Shortly after moving to Boston, we found out about the Taza Chocolate Factory. First, their chocolate is very common in the stores around here, and I found out that they gave factory tours. Once I put all of this together, it was decided that we needed to go at some point. Then, through some internet poking around, I found out that the factory was doing an Choctober fest, where they would be melting chocolate and beer into several events in the month of October. With our love of both, it was kind of a done deal that we would attend. Then, I was able to find a Groupon discount for their tours…another score! So, we decided to do a factory tour and one of these events in the same day. In attendance the day we picked was Peak Organic Brewing Company, which is a brewery based out of Maine and makes all of their beers organically, as their name would lead you to believe. We tried all of their beers that they had that day, which by the way, were free to try. Free beer is always a surefire way to get us somewhere. All of their beers were really good. They had one that was a mocha stout, which had Taza chocolate in it, go figure. While it was absolutely a stout, it had a good taste. After some beer, we started our tour. Our guide was very energetic and fun! As seems to be standard with these tours, he explained the process of making chocolate and how they specifically get their cocoa beans. And, as is also standard, were free samples of the chocolate!

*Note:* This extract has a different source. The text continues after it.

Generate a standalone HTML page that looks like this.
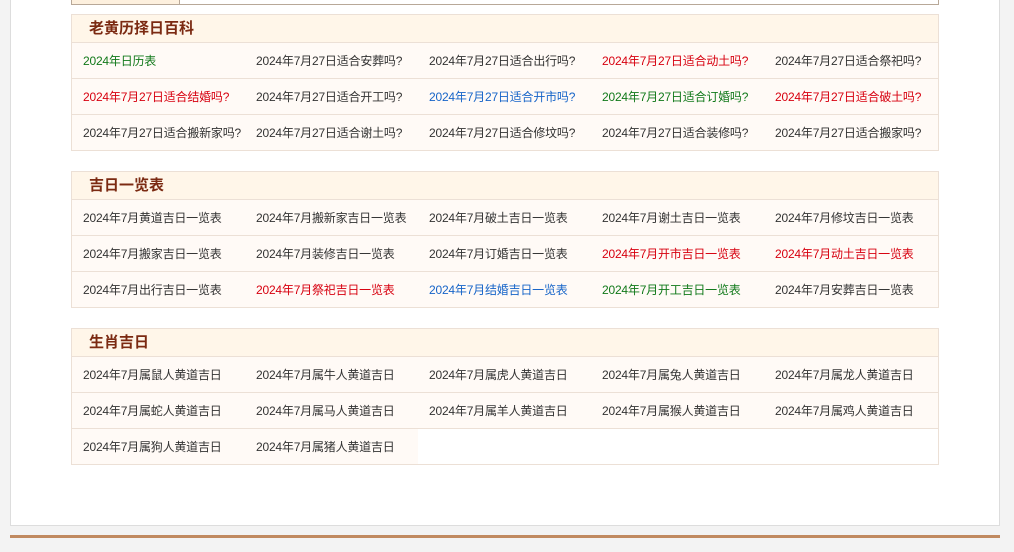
<!DOCTYPE html><html><head><meta charset="utf-8"><style>
body{margin:0;width:1014px;height:552px;background:#f3f3f3;position:relative;overflow:hidden;font-family:"Liberation Sans","Noto Sans CJK SC",sans-serif}
.panel{position:absolute;left:10px;top:-2px;width:988px;height:526px;background:#fff;border:1px solid #ddd}
.top{position:absolute;left:71px;top:-2px;width:866px;height:5px;border:1px solid #b8a898;background:#fff}
.top i{position:absolute;left:0;top:0;width:107px;height:5px;background:#fdf0de;border-right:1px solid #b8a898}
.sec{position:absolute;left:71px;width:866px;border:1px solid #ece0d6;background:#fff}
.h{height:27px;background:#fff6e9;border-bottom:1px solid #ece0d6;font-size:15px;font-weight:bold;color:#7b2a12;line-height:28px;padding-left:17px}
.r{display:flex;border-bottom:1px solid #ece0d6}
.r:last-child{border-bottom:none}
.r span{flex:none;width:162px;padding-left:11px;height:35px;line-height:36px;font-size:12px;color:#333;background:#fffaf6;white-space:nowrap;letter-spacing:-0.2px}
.r span:last-child{width:163px}
.g{color:#11791a!important}.d{color:#d7000f!important}.b{color:#1664c8!important}
.foot{position:absolute;left:10px;top:535px;width:990px;height:3px;background:#c08a60}
</style></head><body>
<div class="panel"></div>
<div class="top"><i></i></div>
<div class="sec" style="top:14px"><div class="h">老黄历择日百科</div>
<div class="r"><span class="g">2024年日历表</span><span>2024年7月27日适合安葬吗?</span><span>2024年7月27日适合出行吗?</span><span class="d">2024年7月27日适合动土吗?</span><span>2024年7月27日适合祭祀吗?</span></div>
<div class="r"><span class="d">2024年7月27日适合结婚吗?</span><span>2024年7月27日适合开工吗?</span><span class="b">2024年7月27日适合开市吗?</span><span class="g">2024年7月27日适合订婚吗?</span><span class="d">2024年7月27日适合破土吗?</span></div>
<div class="r"><span>2024年7月27日适合搬新家吗?</span><span>2024年7月27日适合谢土吗?</span><span>2024年7月27日适合修坟吗?</span><span>2024年7月27日适合装修吗?</span><span>2024年7月27日适合搬家吗?</span></div></div>
<div class="sec" style="top:171px"><div class="h">吉日一览表</div>
<div class="r"><span>2024年7月黄道吉日一览表</span><span>2024年7月搬新家吉日一览表</span><span>2024年7月破土吉日一览表</span><span>2024年7月谢土吉日一览表</span><span>2024年7月修坟吉日一览表</span></div>
<div class="r"><span>2024年7月搬家吉日一览表</span><span>2024年7月装修吉日一览表</span><span>2024年7月订婚吉日一览表</span><span class="d">2024年7月开市吉日一览表</span><span class="d">2024年7月动土吉日一览表</span></div>
<div class="r"><span>2024年7月出行吉日一览表</span><span class="d">2024年7月祭祀吉日一览表</span><span class="b">2024年7月结婚吉日一览表</span><span class="g">2024年7月开工吉日一览表</span><span>2024年7月安葬吉日一览表</span></div></div>
<div class="sec" style="top:328px"><div class="h">生肖吉日</div>
<div class="r"><span>2024年7月属鼠人黄道吉日</span><span>2024年7月属牛人黄道吉日</span><span>2024年7月属虎人黄道吉日</span><span>2024年7月属兔人黄道吉日</span><span>2024年7月属龙人黄道吉日</span></div>
<div class="r"><span>2024年7月属蛇人黄道吉日</span><span>2024年7月属马人黄道吉日</span><span>2024年7月属羊人黄道吉日</span><span>2024年7月属猴人黄道吉日</span><span>2024年7月属鸡人黄道吉日</span></div>
<div class="r"><span>2024年7月属狗人黄道吉日</span><span style="width:162px">2024年7月属猪人黄道吉日</span></div></div>
<div class="foot"></div>
</body></html>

One of the large differences from the chocolate that we had at the Theo Factory in Seattle, which was noticeable immediately, was that this chocolate had a certain graininess to it. Before the tour, I tried one of the samples they had in the main room and placed it in my mouth and waited for it to melt, like they had told us to do at Theo, but it did not melt very well. When I crunched into it, I noticed that the texture was far different. Once we started the tour, our guide explained that this grainy texture was on purpose and what set their chocolate apart from many others. He talked about the stones (pictured above) that they use to make the chocolate, and this gives it this specific texture. This is the Central American way of making it, and the owner learned this during his travels, then brought it back to make at the factory. I have to say, I was a little uncertain about it in the beginning. I mean, all the chocolate I’ve ever had has been that smooth, melt in your mouth kind, but now that we’ve gotten a few more times, it’s really grown on me. I really like it, and it’s become the local favorite in our house. So, very great adventure, mixing a new kind of chocolate and beer!
PS. They had these cocoa nibs for us to try, which I bought a small pack afterwards. I am now addicted to them and put them on my bagel with peanut butter every morning…so good! Damn you marketing and samples on getting me hooked! I’ll just be mad at you as I enjoy your amazing nibs.
After the tour, we were both getting pretty hungry and lucky for us we were close to plenty of food options. We had heard some really great things about the S&S Deli, and we knew we were close to it. So, we took off on a little walk and had an amazing lunch. This restaurant is a Jewish deli with both the deli and restaurant connected. We picked some pretty normal sandwiches, then came across something called a Knish. Some people might know what this is and have eaten it a million times, but in my culturally sheltered life, I had never heard of it. So, being the adventurous people that we are, we gave it a try. We actually tried the potato variety..they had both the traditional and potato. Overall, everything was very good, even the knish. I would definitely go again and would have knish again. All the recommendations lived up to their hype.